DoD installations reported emitting 1,225 tons of Hazardous Air Pollutants from Stationary Sources (U.S. and Territories & Overseas) in CY2008 (see page 35)

(Source: 2009 Fiscal Year Defense Environmental Programs, Annual Report to Congress, Prepared by the Office of the Under Secretary of Defense for Acquisition, Technology and Logistics, April 2010) (warning: more than 850 pages)

Add to that Greenhouse Gasses Emissions created by burning fossil fuels. I demonstrated many times on my blog that the US is the largest single energy consuming and (perhaps) CO2 emitting entity in the world. And yes, the DoD is also a Go Green leader. But the fine line between Go Green and Greenwashing is not clear. In many respects the word “Green” resembles more the color of the greenback dollar than a true clean energy future.
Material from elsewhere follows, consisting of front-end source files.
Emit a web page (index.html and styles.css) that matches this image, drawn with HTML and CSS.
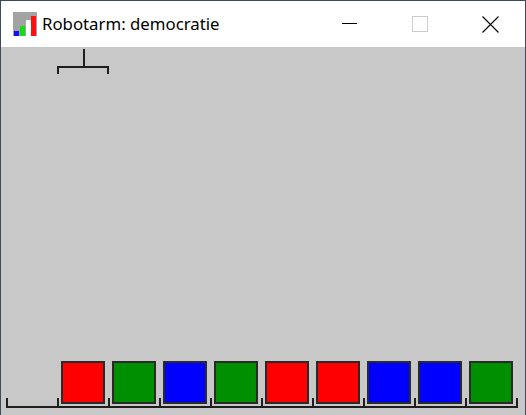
FILE: index.html
```html
<!DOCTYPE html>
<html>
<head>
<meta charset="utf-8">
<link rel="stylesheet" href="styles.css">
</head>
<body>
<div class="window">
  <div class="titlebar">
    <svg class="app-icon" width="24" height="24" viewBox="0 0 24 24">
      <rect x="0" y="0" width="24" height="24" fill="#a3a3a3"/>
      <rect x="1" y="19" width="5" height="5" fill="#1010ff"/>
      <rect x="7" y="14" width="5" height="10" fill="#10e010"/>
      <rect x="13" y="8" width="5" height="16" fill="#ffffff"/>
      <rect x="18" y="4" width="5" height="20" fill="#ff1010"/>
    </svg>
    <span class="title">Robotarm: democratie</span>
    <div class="controls">
      <div class="ctl">
        <svg width="16" height="16" viewBox="0 0 16 16"><rect x="0" y="7" width="15" height="1" fill="#000"/></svg>
      </div>
      <div class="ctl">
        <svg width="16" height="16" viewBox="0 0 16 16"><rect x="0.5" y="0.5" width="15" height="15" fill="none" stroke="#cccccc"/></svg>
      </div>
      <div class="ctl">
        <svg width="17" height="17" viewBox="0 0 17 17"><path d="M0.5 0.5 L16.5 16.5 M16.5 0.5 L0.5 16.5" stroke="#000" stroke-width="1.1"/></svg>
      </div>
    </div>
  </div>
  <div class="content">
    <svg class="scene" width="524" height="368" viewBox="0 0 524 368">
      <g fill="#1e1e1e">
        <rect x="82" y="2" width="2" height="19"/>
        <rect x="56" y="19" width="52" height="2"/>
        <rect x="56" y="19" width="2" height="8"/>
        <rect x="106" y="19" width="2" height="8"/>
      </g>
      <g stroke="#2a2a2a" stroke-width="2">
        <rect x="61" y="315" width="42" height="41" fill="#ff0000"/>
        <rect x="112" y="315" width="42" height="41" fill="#008f00"/>
        <rect x="163" y="315" width="42" height="41" fill="#0000ff"/>
        <rect x="214" y="315" width="42" height="41" fill="#008f00"/>
        <rect x="265" y="315" width="42" height="41" fill="#ff0000"/>
        <rect x="316" y="315" width="42" height="41" fill="#ff0000"/>
        <rect x="367" y="315" width="42" height="41" fill="#0000ff"/>
        <rect x="418" y="315" width="42" height="41" fill="#0000ff"/>
        <rect x="469" y="315" width="42" height="41" fill="#008f00"/>
      </g>
      <g fill="#1e1e1e">
        <rect x="5" y="359" width="512" height="2"/>
        <rect x="5" y="351" width="2" height="10"/>
        <rect x="56" y="351" width="2" height="10"/>
        <rect x="107" y="351" width="2" height="10"/>
        <rect x="158" y="351" width="2" height="10"/>
        <rect x="209" y="351" width="2" height="10"/>
        <rect x="260" y="351" width="2" height="10"/>
        <rect x="311" y="351" width="2" height="10"/>
        <rect x="362" y="351" width="2" height="10"/>
        <rect x="413" y="351" width="2" height="10"/>
        <rect x="464" y="351" width="2" height="10"/>
        <rect x="515" y="351" width="2" height="10"/>
      </g>
    </svg>
  </div>
</div>
</body>
</html>
```

FILE: styles.css
```css
html, body {
  margin: 0;
  padding: 0;
  background: #c8c8c8;
}
.window {
  width: 524px;
  height: 414px;
  border: 1px solid #3b4a5c;
  border-bottom: none;
  display: flex;
  flex-direction: column;
  overflow: hidden;
}
.titlebar {
  height: 46px;
  background: #ffffff;
  display: flex;
  align-items: center;
  flex-shrink: 0;
}
.app-icon {
  margin-left: 12px;
  margin-top: -1px;
  display: block;
}
.title {
  margin-left: 5px;
  font-family: "Noto Sans", "Open Sans", sans-serif;
  font-size: 16.8px;
  color: #000;
  margin-top: -1px;
}
.controls {
  margin-left: auto;
  display: flex;
  height: 100%;
}
.ctl {
  width: 70px;
  height: 100%;
  display: flex;
  align-items: center;
  justify-content: center;
}
.ctl svg {
  display: block;
}
.content {
  flex: 1;
  background: #c8c8c8;
}
.scene {
  display: block;
}
```
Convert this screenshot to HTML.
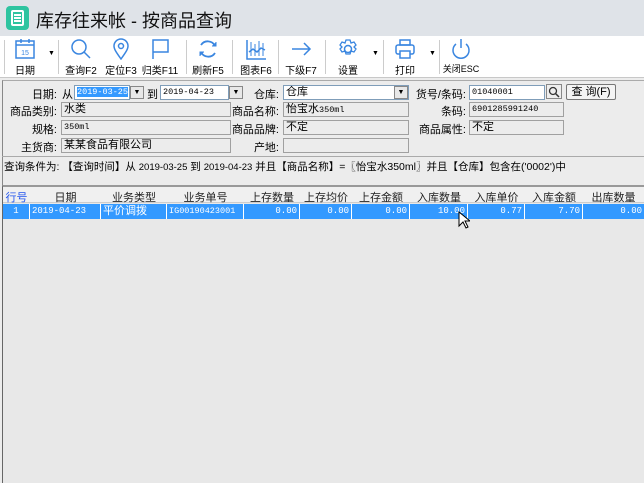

Let us have a look at a recent GAO Report (Defense Infrastructure: Department of Defense Renewable Energy Initiatives. GAO-10-681R, April 26, 2010 (86 pages).

The report investigates Costs of Renewable Energy Initiatives Reported by DOD.

GAO lists DOD's 454 renewable energy initiatives with a range of costs associated

* 189 initiatives cost under $1,000,000.

* 138 initiatives cost $1,000,000 or more.

* 127 initiatives for which DOD provided no cost data.

GAO found that while some initiatives have clearly specified goals, other initiatives do not, and in many cases it is unclear whether the initiatives are actually meeting their goals. This brings about the issue of increasing oversight of DOD's renewable energy activities.

I would recommend GAO to include all energy related research and development activities and costs in their analysis as well. While assessing them, GAO should include a new column in its table and show which could be called gadget and which would have a probability to be commercially deployed in the long run.

There is no such thing as a green military, and there cannot be!